Set task: Make an exact copy of all the material below, apart from the pictures.

Data block:
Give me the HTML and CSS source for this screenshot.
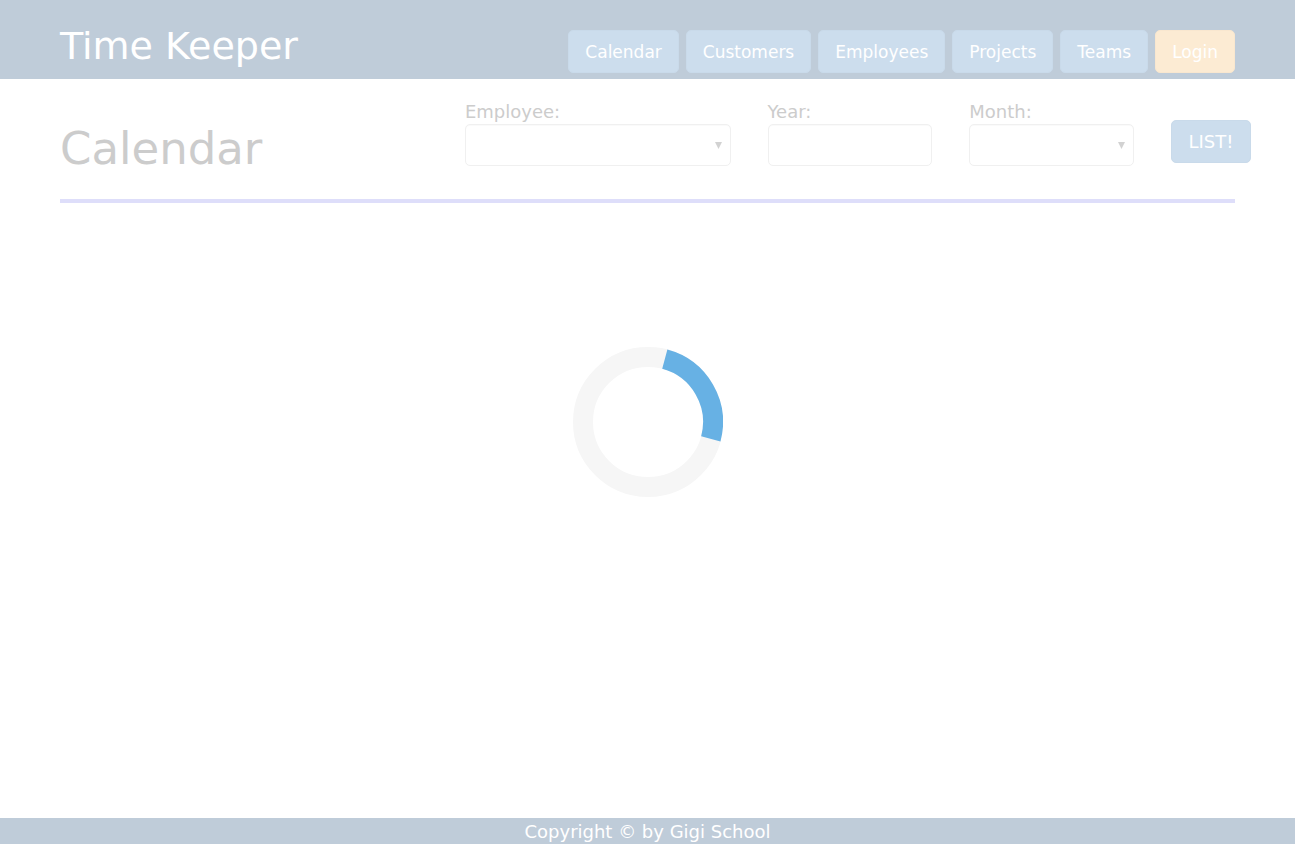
FILE: index.html
```html
<!DOCTYPE html>
<html lang="en">
<head>
<meta charset="utf-8">
<meta name="viewport" content="width=device-width, initial-scale=1">
<title>Time Keeper</title>
<link rel="stylesheet" href="styles.css">
</head>
<body class="page">
<header class="topbar">
  <div class="brand">Time Keeper</div>
  <nav class="nav">
    <button class="btn" type="button">Calendar</button>
    <button class="btn" type="button">Customers</button>
    <button class="btn" type="button">Employees</button>
    <button class="btn" type="button">Projects</button>
    <button class="btn" type="button">Teams</button>
    <button class="btn btn-login" type="button">Login</button>
  </nav>
</header>
<main class="content">
  <section class="filter-bar">
    <h1 class="title">Calendar</h1>
    <form class="filters">
      <div class="field">
        <label for="employee">Employee:</label>
        <div class="select-wrap">
          <select class="control" id="employee"><option></option></select>
          <svg class="arrow" viewBox="0 0 7 7" aria-hidden="true"><path d="M0 0H7L3.5 7Z"/></svg>
        </div>
      </div>
      <div class="field">
        <label for="year">Year:</label>
        <input class="control" id="year" type="text">
      </div>
      <div class="field">
        <label for="month">Month:</label>
        <div class="select-wrap">
          <select class="control" id="month"><option></option></select>
          <svg class="arrow" viewBox="0 0 7 7" aria-hidden="true"><path d="M0 0H7L3.5 7Z"/></svg>
        </div>
      </div>
      <button class="btn btn-list" type="button">LIST!</button>
    </form>
  </section>
  <hr class="rule">
</main>
<footer class="footer">Copyright © by Gigi School</footer>
<div class="loading" role="status" aria-label="Loading">
  <svg class="spinner" viewBox="0 0 150 150" aria-hidden="true">
    <circle class="track" cx="75" cy="75" r="65"/>
    <path class="arc" d="M91.8 12.2A65 65 0 0 1 137.8 91.8"/>
  </svg>
</div>
</body>
</html>
```
FILE: styles.css
```css
* { box-sizing: border-box; }

.page {
  margin: 0;
  min-height: 100vh;
  display: flex;
  flex-direction: column;
  background: #fff;
  color: #ccc;
  font: 18px/24px "DejaVu Sans", Verdana, sans-serif;
}

.topbar {
  display: flex;
  justify-content: space-between;
  align-items: flex-end;
  padding: 30px 60px 6px;
  background: #bfccd9;
  color: #fff;
}

.brand {
  font-size: 38px;
  line-height: 54px;
  margin-top: -16px;
}

.nav { display: flex; gap: 7px; }

.btn {
  height: 43px;
  padding: 0 16px;
  border: 1px solid #c9daea;
  border-radius: 5px;
  background: #ccdded;
  color: #fff;
  font: inherit;
  font-size: 17px;
}

.btn-login { background: #fcebd3; border-color: #f9e7cf; }

.content { flex: 1; padding: 0 60px; }

.filter-bar {
  display: flex;
  justify-content: space-between;
  align-items: flex-start;
  padding-top: 21px;
  margin-right: -16px;
}

.title {
  margin: 21px 0 0;
  font-size: 45px;
  line-height: 56px;
  font-weight: 400;
}

.filters {
  flex: 0 0 66%;
  display: grid;
  grid-template-columns: 266fr 165fr 165fr 80px;
  column-gap: 37px;
}

.field { display: flex; flex-direction: column; }

.select-wrap { position: relative; }

.control {
  display: block;
  width: 100%;
  height: 42px;
  padding: 0 10px;
  border: 1px solid #f0f0f0;
  border-radius: 5px;
  background: #fff;
  color: #ccc;
  font: inherit;
  box-shadow: inset 0 1px 1px #fafafa;
  appearance: none;
}

.arrow {
  position: absolute;
  right: 9px;
  top: 18px;
  width: 7px;
  height: 7px;
  fill: #d2d2d2;
  pointer-events: none;
}

.btn-list { margin-top: 20px; padding: 0; font-size: 18px; }

.rule {
  height: 4px;
  margin: 22px 0 0;
  border: 0;
  background: #dedefa;
}

.footer {
  padding-top: 2px;
  background: #bfccd9;
  color: #fff;
  text-align: center;
}

.loading {
  position: fixed;
  inset: 0;
  display: flex;
  align-items: center;
  justify-content: center;
  pointer-events: none;
}

.spinner { width: 150px; height: 150px; fill: none; stroke-width: 20px; }
.track { stroke: #f6f6f6; }
.arc { stroke: #67b1e4; }
```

Solved problem:
Give me the HTML and CSS source for this screenshot.
FILE: index.html
```html
<!DOCTYPE html>
<html lang="en">
<head>
<meta charset="utf-8">
<meta name="viewport" content="width=device-width, initial-scale=1">
<title>Time Keeper</title>
<link rel="stylesheet" href="styles.css">
</head>
<body class="page">
<header class="topbar">
  <div class="brand">Time Keeper</div>
  <nav class="nav">
    <button class="btn" type="button">Calendar</button>
    <button class="btn" type="button">Customers</button>
    <button class="btn" type="button">Employees</button>
    <button class="btn" type="button">Projects</button>
    <button class="btn" type="button">Teams</button>
    <button class="btn btn-login" type="button">Login</button>
  </nav>
</header>
<main class="content">
  <section class="filter-bar">
    <h1 class="title">Calendar</h1>
    <form class="filters">
      <div class="field">
        <label for="employee">Employee:</label>
        <div class="select-wrap">
          <select class="control" id="employee"><option></option></select>
          <svg class="arrow" viewBox="0 0 7 7" aria-hidden="true"><path d="M0 0H7L3.5 7Z"/></svg>
        </div>
      </div>
      <div class="field">
        <label for="year">Year:</label>
        <input class="control" id="year" type="text">
      </div>
      <div class="field">
        <label for="month">Month:</label>
        <div class="select-wrap">
          <select class="control" id="month"><option></option></select>
          <svg class="arrow" viewBox="0 0 7 7" aria-hidden="true"><path d="M0 0H7L3.5 7Z"/></svg>
        </div>
      </div>
      <button class="btn btn-list" type="button">LIST!</button>
    </form>
  </section>
  <hr class="rule">
</main>
<footer class="footer">Copyright © by Gigi School</footer>
<div class="loading" role="status" aria-label="Loading">
  <svg class="spinner" viewBox="0 0 150 150" aria-hidden="true">
    <circle class="track" cx="75" cy="75" r="65"/>
    <path class="arc" d="M91.8 12.2A65 65 0 0 1 137.8 91.8"/>
  </svg>
</div>
</body>
</html>
```
FILE: styles.css
```css
* { box-sizing: border-box; }

.page {
  margin: 0;
  min-height: 100vh;
  display: flex;
  flex-direction: column;
  background: #fff;
  color: #ccc;
  font: 18px/24px "DejaVu Sans", Verdana, sans-serif;
}

.topbar {
  display: flex;
  justify-content: space-between;
  align-items: flex-end;
  padding: 30px 60px 6px;
  background: #bfccd9;
  color: #fff;
}

.brand {
  font-size: 38px;
  line-height: 54px;
  margin-top: -16px;
}

.nav { display: flex; gap: 7px; }

.btn {
  height: 43px;
  padding: 0 16px;
  border: 1px solid #c9daea;
  border-radius: 5px;
  background: #ccdded;
  color: #fff;
  font: inherit;
  font-size: 17px;
}

.btn-login { background: #fcebd3; border-color: #f9e7cf; }

.content { flex: 1; padding: 0 60px; }

.filter-bar {
  display: flex;
  justify-content: space-between;
  align-items: flex-start;
  padding-top: 21px;
  margin-right: -16px;
}

.title {
  margin: 21px 0 0;
  font-size: 45px;
  line-height: 56px;
  font-weight: 400;
}

.filters {
  flex: 0 0 66%;
  display: grid;
  grid-template-columns: 266fr 165fr 165fr 80px;
  column-gap: 37px;
}

.field { display: flex; flex-direction: column; }

.select-wrap { position: relative; }

.control {
  display: block;
  width: 100%;
  height: 42px;
  padding: 0 10px;
  border: 1px solid #f0f0f0;
  border-radius: 5px;
  background: #fff;
  color: #ccc;
  font: inherit;
  box-shadow: inset 0 1px 1px #fafafa;
  appearance: none;
}

.arrow {
  position: absolute;
  right: 9px;
  top: 18px;
  width: 7px;
  height: 7px;
  fill: #d2d2d2;
  pointer-events: none;
}

.btn-list { margin-top: 20px; padding: 0; font-size: 18px; }

.rule {
  height: 4px;
  margin: 22px 0 0;
  border: 0;
  background: #dedefa;
}

.footer {
  padding-top: 2px;
  background: #bfccd9;
  color: #fff;
  text-align: center;
}

.loading {
  position: fixed;
  inset: 0;
  display: flex;
  align-items: center;
  justify-content: center;
  pointer-events: none;
}

.spinner { width: 150px; height: 150px; fill: none; stroke-width: 20px; }
.track { stroke: #f6f6f6; }
.arc { stroke: #67b1e4; }
```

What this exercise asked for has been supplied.